In between graduation parties and company and weeding the riot of summer and tidying the hovel and hanging out with the godly (the ones we now call Puritans), I've noticed a few things that seem good for those attracted by the arts.

Creative economy podcast

A lot of this tends toward the usual depressing stuff about the inability of the arts in our day to feed and clothe 99% of its practitioners. But it does sum up a lot of issues. I don't know.... Being a medieval (male) artisan with a lot of family luck in the realm of health and longevity seems more and more attractive.




William Deresiewicz talks about art in our day: the transformation of makers of art from artisans to artist to professional to entrepreneur; the creative economy; online lives and art; digitization; everybody wanting to be an artist; multi-platform creators; craft and creators; the new mode of "creativity."

Seizing ephemera

Jacoba Urist, How Do You Conserve Art Made of Bologna, or Bubble Gum, or Soap?As contemporary artists get more ambitious with their materials, conservators have to find creative ways to preserve the works.

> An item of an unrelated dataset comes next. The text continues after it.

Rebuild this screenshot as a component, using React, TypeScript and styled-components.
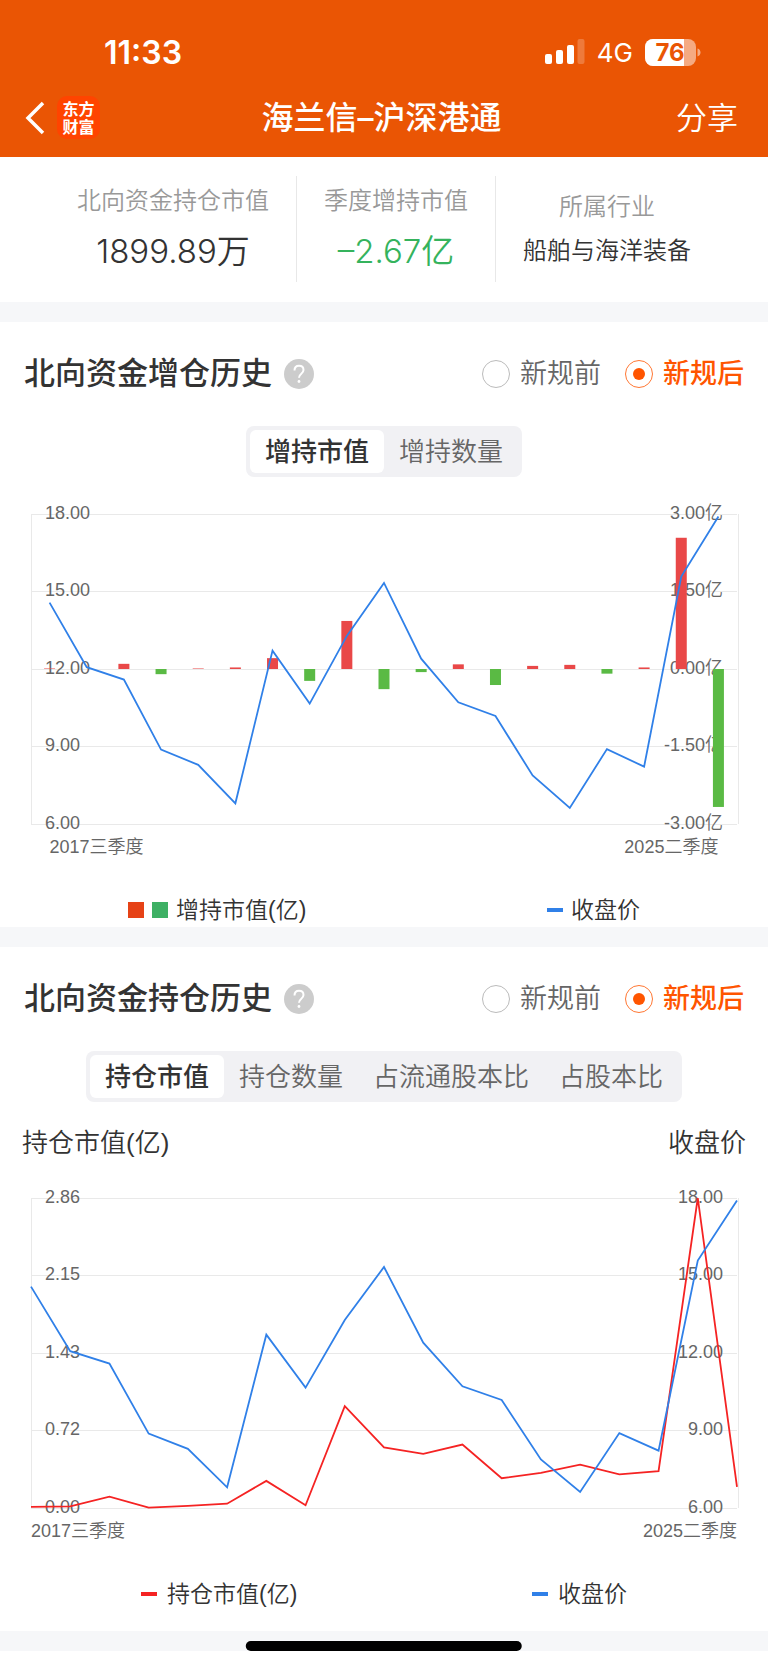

Can we preserve a mayfly as easily as we can a statue carved from basalt? Is the word bologna still applicable to nonsense? Has this bologna risen to the level of art? Should artists who use disposable materials be endlessly curated at high cost? Purchased at high cost? If a work has to be remade every few years, is it not reproduction rather than original work? What happens when the artist dies and somebody else does the reproduction in order to retain the museum or collector's investment? Or are the artist's assistants already doing the work? (If so, can they just continue the artist's work after his/her death, rather as novels are sometimes printed under the name of a dead writer?) Should there be a foundation to do that in perpetuity? Or should the museum get into the manufacturing business? Does common sense suggest that the impossibly ephemeral (bubble gum painting, chocolate sculpture, bologna portraits, styrofoam) should be treated differently from marble, ivory, gold, paint, and "gilded monuments of princes?"

This article fascinates, though it does not address the basic questions that a reasonably intelligent person who had long loved art might have in response to the subject matter.

Psychology of creativity podcast

Exploring the Psychology of Creativity is a conversation between Marc Mayer, Director of the National Gallery of Canada, and Jordan B. Peterson, Professor of Psychology at the University of Toronto. March 9, 2017 at the National Gallery of Canada.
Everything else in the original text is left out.